### PROBLEM TO SOLVE
Images should be left out, and everything else in the listing reproduced exactly.

### SUPPLIED DATA
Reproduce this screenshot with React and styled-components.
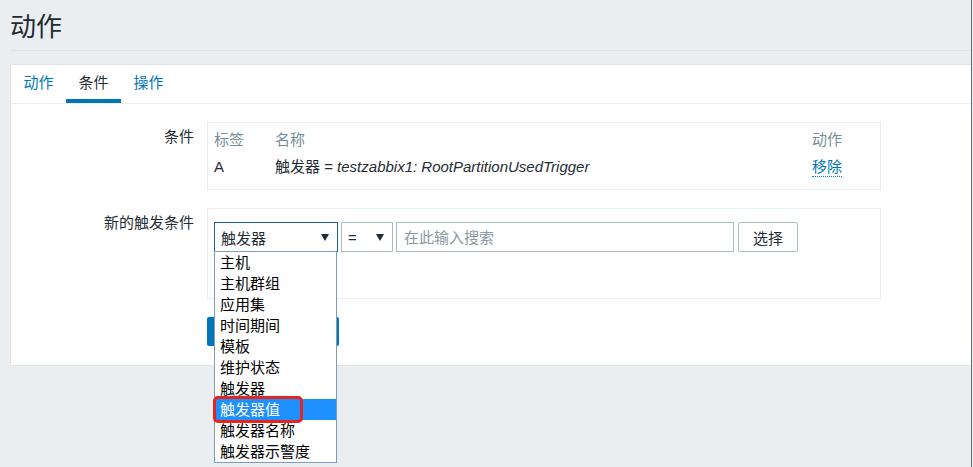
import React from "react";
import styled, { createGlobalStyle } from "styled-components";

const GlobalStyle = createGlobalStyle`
  html, body {
    margin: 0;
    padding: 0;
    background: #ebeef0;
  }
  body {
    font-family: "Liberation Sans", "Noto Sans CJK SC", sans-serif;
    font-size: 15px;
    color: #1f2c33;
  }
  * {
    box-sizing: border-box;
  }
`;

const Page = styled.div`
  width: 972px;
  min-height: 467px;
  padding-left: 10px;
  border-right: 1px solid #6b6b6b;
`;

const Header = styled.header`
  height: 51px;
  padding-top: 12px;
  border-bottom: 1px solid #dde2e5;
`;

const Title = styled.h1`
  margin: 0;
  font-size: 26px;
  font-weight: normal;
  line-height: 30px;
`;

const Panel = styled.div`
  margin-top: 13px;
  height: 302px;
  background: #fff;
  border: 1px solid #dfe4e7;
  border-right: none;
`;

const TabBar = styled.div`
  display: flex;
  height: 39px;
  border-bottom: 1px solid #ebeef0;
`;

const Tab = styled.div`
  display: flex;
  align-items: center;
  height: 38px;
  padding: 2px 12.5px 0;
  color: ${(p) => (p.$active ? "#1f2c33" : "#0275b8")};
  border-bottom: 4px solid ${(p) => (p.$active ? "#0275b8" : "transparent")};
  line-height: 20px;
`;

const Form = styled.div`
  display: grid;
  grid-template-columns: 183px 674px;
  column-gap: 13px;
  row-gap: 18px;
  padding: 18px 0 19px;
`;

const Label = styled.div`
  text-align: right;
  padding-top: 5px;
  line-height: 20px;
`;

const Box = styled.div`
  border: 1px solid #ebeef0;
  padding: ${(p) => p.$pad};
`;

const CondGrid = styled.div`
  display: grid;
  grid-template-columns: 61px 1fr 68px;
`;

const HeadCell = styled.div`
  color: #768d99;
  line-height: 26px;
`;

const Cell = styled.div`
  line-height: 27px;
`;

const Italic = styled.span`
  font-style: italic;
`;

const RemoveLink = styled.span`
  display: inline-block;
  line-height: 18px;
  color: #0275b8;
  border-bottom: 1px dotted #0275b8;
`;

const Controls = styled.div`
  display: flex;
  gap: 3px;
`;

const Select = styled.div`
  position: relative;
  display: flex;
  align-items: center;
  justify-content: space-between;
  width: ${(p) => p.$width}px;
  height: 30px;
  padding: 0 8px 0 6px;
  background: #fff;
  border: 1px solid ${(p) => (p.$focused ? "#1f5f91" : "#acbbc2")};
`;

const Arrow = styled.span`
  width: 0;
  height: 0;
  border-left: 4px solid transparent;
  border-right: 4px solid transparent;
  border-top: 7px solid #1f2c33;
`;

const SearchInput = styled.input`
  width: 338px;
  height: 30px;
  padding: 0 7px;
  border: 1px solid #acbbc2;
  font: inherit;
  color: #1f2c33;
  outline: none;

  &::placeholder {
    color: #8a99a3;
  }
`;

const Button = styled.button`
  width: 60px;
  height: 30px;
  margin-left: 1px;
  padding: 0;
  background: #fff;
  border: 1px solid #acbbc2;
  border-radius: 2px;
  font: inherit;
  color: #1f2c33;
`;

const AddButton = styled.button`
  display: block;
  width: 132px;
  height: 29px;
  padding: 0;
  background: #0275b8;
  border: none;
  border-radius: 2px;
`;

const DropList = styled.ul`
  position: absolute;
  top: 100%;
  left: -1px;
  z-index: 10;
  width: 123px;
  margin: 0;
  padding: 0;
  list-style: none;
  background: #fff;
  border: 1px solid #7f9db9;
`;

const Option = styled.li`
  position: relative;
  height: 21px;
  padding-left: 5px;
  line-height: 21px;
  white-space: nowrap;
  color: ${(p) => (p.$selected ? "#fff" : "#000")};
  background: ${(p) => (p.$selected ? "#1e90ff" : "#fff")};
`;

const Marker = styled.span`
  position: absolute;
  left: -2px;
  top: -3px;
  z-index: 2;
  width: 90px;
  height: 27px;
  border: 3px solid #e8231b;
  border-radius: 5px;
`;

const options = [
  "主机",
  "主机群组",
  "应用集",
  "时间期间",
  "模板",
  "维护状态",
  "触发器",
  "触发器值",
  "触发器名称",
  "触发器示警度",
];

export default function App() {
  return (
    <>
      <GlobalStyle />
      <Page>
        <Header>
          <Title>动作</Title>
        </Header>
        <Panel>
          <TabBar>
            <Tab>动作</Tab>
            <Tab $active>条件</Tab>
            <Tab>操作</Tab>
          </TabBar>
          <Form>
            <Label>条件</Label>
            <Box $pad="4px 0 9px 6px">
              <CondGrid>
                <HeadCell>标签</HeadCell>
                <HeadCell>名称</HeadCell>
                <HeadCell>动作</HeadCell>
                <Cell>A</Cell>
                <Cell>
                  触发器 = <Italic>testzabbix1: RootPartitionUsedTrigger</Italic>
                </Cell>
                <Cell>
                  <RemoveLink>移除</RemoveLink>
                </Cell>
              </CondGrid>
            </Box>

            <Label>新的触发条件</Label>
            <Box $pad="13px 6px 46px">
              <Controls>
                <Select $width={124} $focused>
                  <span>触发器</span>
                  <Arrow />
                  <DropList>
                    {options.map((o) => (
                      <Option key={o} $selected={o === "触发器值"}>
                        {o}
                        {o === "触发器值" && <Marker />}
                      </Option>
                    ))}
                  </DropList>
                </Select>
                <Select $width={52}>
                  <span>=</span>
                  <Arrow />
                </Select>
                <SearchInput placeholder="在此输入搜索" />
                <Button>选择</Button>
              </Controls>
            </Box>

            <div />
            <div>
              <AddButton aria-label="添加" />
            </div>
          </Form>
        </Panel>
      </Page>
    </>
  );
}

### ANSWER IN FULL
Reproduce this screenshot with React and styled-components.
import React from "react";
import styled, { createGlobalStyle } from "styled-components";

const GlobalStyle = createGlobalStyle`
  html, body {
    margin: 0;
    padding: 0;
    background: #ebeef0;
  }
  body {
    font-family: "Liberation Sans", "Noto Sans CJK SC", sans-serif;
    font-size: 15px;
    color: #1f2c33;
  }
  * {
    box-sizing: border-box;
  }
`;

const Page = styled.div`
  width: 972px;
  min-height: 467px;
  padding-left: 10px;
  border-right: 1px solid #6b6b6b;
`;

const Header = styled.header`
  height: 51px;
  padding-top: 12px;
  border-bottom: 1px solid #dde2e5;
`;

const Title = styled.h1`
  margin: 0;
  font-size: 26px;
  font-weight: normal;
  line-height: 30px;
`;

const Panel = styled.div`
  margin-top: 13px;
  height: 302px;
  background: #fff;
  border: 1px solid #dfe4e7;
  border-right: none;
`;

const TabBar = styled.div`
  display: flex;
  height: 39px;
  border-bottom: 1px solid #ebeef0;
`;

const Tab = styled.div`
  display: flex;
  align-items: center;
  height: 38px;
  padding: 2px 12.5px 0;
  color: ${(p) => (p.$active ? "#1f2c33" : "#0275b8")};
  border-bottom: 4px solid ${(p) => (p.$active ? "#0275b8" : "transparent")};
  line-height: 20px;
`;

const Form = styled.div`
  display: grid;
  grid-template-columns: 183px 674px;
  column-gap: 13px;
  row-gap: 18px;
  padding: 18px 0 19px;
`;

const Label = styled.div`
  text-align: right;
  padding-top: 5px;
  line-height: 20px;
`;

const Box = styled.div`
  border: 1px solid #ebeef0;
  padding: ${(p) => p.$pad};
`;

const CondGrid = styled.div`
  display: grid;
  grid-template-columns: 61px 1fr 68px;
`;

const HeadCell = styled.div`
  color: #768d99;
  line-height: 26px;
`;

const Cell = styled.div`
  line-height: 27px;
`;

const Italic = styled.span`
  font-style: italic;
`;

const RemoveLink = styled.span`
  display: inline-block;
  line-height: 18px;
  color: #0275b8;
  border-bottom: 1px dotted #0275b8;
`;

const Controls = styled.div`
  display: flex;
  gap: 3px;
`;

const Select = styled.div`
  position: relative;
  display: flex;
  align-items: center;
  justify-content: space-between;
  width: ${(p) => p.$width}px;
  height: 30px;
  padding: 0 8px 0 6px;
  background: #fff;
  border: 1px solid ${(p) => (p.$focused ? "#1f5f91" : "#acbbc2")};
`;

const Arrow = styled.span`
  width: 0;
  height: 0;
  border-left: 4px solid transparent;
  border-right: 4px solid transparent;
  border-top: 7px solid #1f2c33;
`;

const SearchInput = styled.input`
  width: 338px;
  height: 30px;
  padding: 0 7px;
  border: 1px solid #acbbc2;
  font: inherit;
  color: #1f2c33;
  outline: none;

  &::placeholder {
    color: #8a99a3;
  }
`;

const Button = styled.button`
  width: 60px;
  height: 30px;
  margin-left: 1px;
  padding: 0;
  background: #fff;
  border: 1px solid #acbbc2;
  border-radius: 2px;
  font: inherit;
  color: #1f2c33;
`;

const AddButton = styled.button`
  display: block;
  width: 132px;
  height: 29px;
  padding: 0;
  background: #0275b8;
  border: none;
  border-radius: 2px;
`;

const DropList = styled.ul`
  position: absolute;
  top: 100%;
  left: -1px;
  z-index: 10;
  width: 123px;
  margin: 0;
  padding: 0;
  list-style: none;
  background: #fff;
  border: 1px solid #7f9db9;
`;

const Option = styled.li`
  position: relative;
  height: 21px;
  padding-left: 5px;
  line-height: 21px;
  white-space: nowrap;
  color: ${(p) => (p.$selected ? "#fff" : "#000")};
  background: ${(p) => (p.$selected ? "#1e90ff" : "#fff")};
`;

const Marker = styled.span`
  position: absolute;
  left: -2px;
  top: -3px;
  z-index: 2;
  width: 90px;
  height: 27px;
  border: 3px solid #e8231b;
  border-radius: 5px;
`;

const options = [
  "主机",
  "主机群组",
  "应用集",
  "时间期间",
  "模板",
  "维护状态",
  "触发器",
  "触发器值",
  "触发器名称",
  "触发器示警度",
];

export default function App() {
  return (
    <>
      <GlobalStyle />
      <Page>
        <Header>
          <Title>动作</Title>
        </Header>
        <Panel>
          <TabBar>
            <Tab>动作</Tab>
            <Tab $active>条件</Tab>
            <Tab>操作</Tab>
          </TabBar>
          <Form>
            <Label>条件</Label>
            <Box $pad="4px 0 9px 6px">
              <CondGrid>
                <HeadCell>标签</HeadCell>
                <HeadCell>名称</HeadCell>
                <HeadCell>动作</HeadCell>
                <Cell>A</Cell>
                <Cell>
                  触发器 = <Italic>testzabbix1: RootPartitionUsedTrigger</Italic>
                </Cell>
                <Cell>
                  <RemoveLink>移除</RemoveLink>
                </Cell>
              </CondGrid>
            </Box>

            <Label>新的触发条件</Label>
            <Box $pad="13px 6px 46px">
              <Controls>
                <Select $width={124} $focused>
                  <span>触发器</span>
                  <Arrow />
                  <DropList>
                    {options.map((o) => (
                      <Option key={o} $selected={o === "触发器值"}>
                        {o}
                        {o === "触发器值" && <Marker />}
                      </Option>
                    ))}
                  </DropList>
                </Select>
                <Select $width={52}>
                  <span>=</span>
                  <Arrow />
                </Select>
                <SearchInput placeholder="在此输入搜索" />
                <Button>选择</Button>
              </Controls>
            </Box>

            <div />
            <div>
              <AddButton aria-label="添加" />
            </div>
          </Form>
        </Panel>
      </Page>
    </>
  );
}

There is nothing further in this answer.